Material provided start

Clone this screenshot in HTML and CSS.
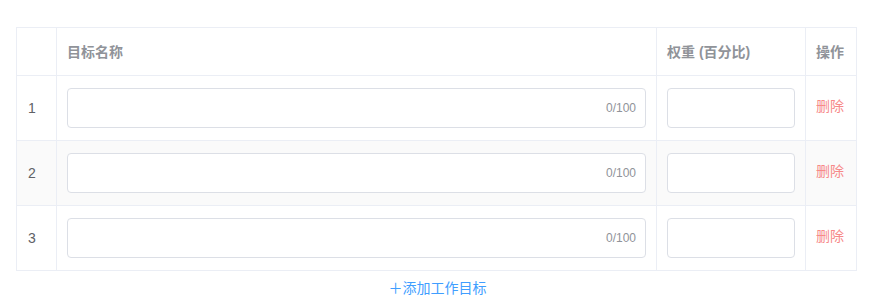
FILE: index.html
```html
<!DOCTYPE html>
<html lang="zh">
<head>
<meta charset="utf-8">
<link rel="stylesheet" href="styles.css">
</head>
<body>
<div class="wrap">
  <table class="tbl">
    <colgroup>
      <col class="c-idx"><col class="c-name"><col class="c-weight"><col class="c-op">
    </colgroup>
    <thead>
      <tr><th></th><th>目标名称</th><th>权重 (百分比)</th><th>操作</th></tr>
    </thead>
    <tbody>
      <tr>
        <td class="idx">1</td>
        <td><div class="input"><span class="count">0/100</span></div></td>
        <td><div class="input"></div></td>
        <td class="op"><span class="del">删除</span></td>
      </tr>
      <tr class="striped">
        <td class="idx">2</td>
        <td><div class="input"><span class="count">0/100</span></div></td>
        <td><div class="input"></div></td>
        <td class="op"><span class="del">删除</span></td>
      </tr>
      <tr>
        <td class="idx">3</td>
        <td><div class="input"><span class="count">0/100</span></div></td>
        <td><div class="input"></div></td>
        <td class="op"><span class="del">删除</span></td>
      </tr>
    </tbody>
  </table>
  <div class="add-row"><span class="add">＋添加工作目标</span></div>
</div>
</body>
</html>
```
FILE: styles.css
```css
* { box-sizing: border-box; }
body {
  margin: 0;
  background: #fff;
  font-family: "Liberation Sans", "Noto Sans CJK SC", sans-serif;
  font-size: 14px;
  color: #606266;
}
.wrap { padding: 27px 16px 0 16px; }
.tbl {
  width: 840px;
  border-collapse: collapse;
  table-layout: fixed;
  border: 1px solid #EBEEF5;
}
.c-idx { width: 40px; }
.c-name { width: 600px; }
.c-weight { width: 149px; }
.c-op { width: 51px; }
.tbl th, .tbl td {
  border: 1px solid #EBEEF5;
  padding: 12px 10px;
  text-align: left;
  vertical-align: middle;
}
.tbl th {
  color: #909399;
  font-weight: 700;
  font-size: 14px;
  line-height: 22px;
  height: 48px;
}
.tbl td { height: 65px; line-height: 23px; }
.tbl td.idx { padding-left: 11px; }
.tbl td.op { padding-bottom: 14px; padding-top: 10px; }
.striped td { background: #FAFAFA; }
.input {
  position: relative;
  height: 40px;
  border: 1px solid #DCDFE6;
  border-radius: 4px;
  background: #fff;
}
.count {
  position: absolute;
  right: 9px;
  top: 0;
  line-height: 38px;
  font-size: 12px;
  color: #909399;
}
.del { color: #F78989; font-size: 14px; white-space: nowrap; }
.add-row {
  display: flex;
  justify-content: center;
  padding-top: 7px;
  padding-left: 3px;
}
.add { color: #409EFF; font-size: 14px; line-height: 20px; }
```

Material provided end

▶ _What is expected_
Extract the full listing exactly, with the pictures left out.

▶ _Answer to this problem_
Clone this screenshot in HTML and CSS.
FILE: index.html
```html
<!DOCTYPE html>
<html lang="zh">
<head>
<meta charset="utf-8">
<link rel="stylesheet" href="styles.css">
</head>
<body>
<div class="wrap">
  <table class="tbl">
    <colgroup>
      <col class="c-idx"><col class="c-name"><col class="c-weight"><col class="c-op">
    </colgroup>
    <thead>
      <tr><th></th><th>目标名称</th><th>权重 (百分比)</th><th>操作</th></tr>
    </thead>
    <tbody>
      <tr>
        <td class="idx">1</td>
        <td><div class="input"><span class="count">0/100</span></div></td>
        <td><div class="input"></div></td>
        <td class="op"><span class="del">删除</span></td>
      </tr>
      <tr class="striped">
        <td class="idx">2</td>
        <td><div class="input"><span class="count">0/100</span></div></td>
        <td><div class="input"></div></td>
        <td class="op"><span class="del">删除</span></td>
      </tr>
      <tr>
        <td class="idx">3</td>
        <td><div class="input"><span class="count">0/100</span></div></td>
        <td><div class="input"></div></td>
        <td class="op"><span class="del">删除</span></td>
      </tr>
    </tbody>
  </table>
  <div class="add-row"><span class="add">＋添加工作目标</span></div>
</div>
</body>
</html>
```
FILE: styles.css
```css
* { box-sizing: border-box; }
body {
  margin: 0;
  background: #fff;
  font-family: "Liberation Sans", "Noto Sans CJK SC", sans-serif;
  font-size: 14px;
  color: #606266;
}
.wrap { padding: 27px 16px 0 16px; }
.tbl {
  width: 840px;
  border-collapse: collapse;
  table-layout: fixed;
  border: 1px solid #EBEEF5;
}
.c-idx { width: 40px; }
.c-name { width: 600px; }
.c-weight { width: 149px; }
.c-op { width: 51px; }
.tbl th, .tbl td {
  border: 1px solid #EBEEF5;
  padding: 12px 10px;
  text-align: left;
  vertical-align: middle;
}
.tbl th {
  color: #909399;
  font-weight: 700;
  font-size: 14px;
  line-height: 22px;
  height: 48px;
}
.tbl td { height: 65px; line-height: 23px; }
.tbl td.idx { padding-left: 11px; }
.tbl td.op { padding-bottom: 14px; padding-top: 10px; }
.striped td { background: #FAFAFA; }
.input {
  position: relative;
  height: 40px;
  border: 1px solid #DCDFE6;
  border-radius: 4px;
  background: #fff;
}
.count {
  position: absolute;
  right: 9px;
  top: 0;
  line-height: 38px;
  font-size: 12px;
  color: #909399;
}
.del { color: #F78989; font-size: 14px; white-space: nowrap; }
.add-row {
  display: flex;
  justify-content: center;
  padding-top: 7px;
  padding-left: 3px;
}
.add { color: #409EFF; font-size: 14px; line-height: 20px; }
```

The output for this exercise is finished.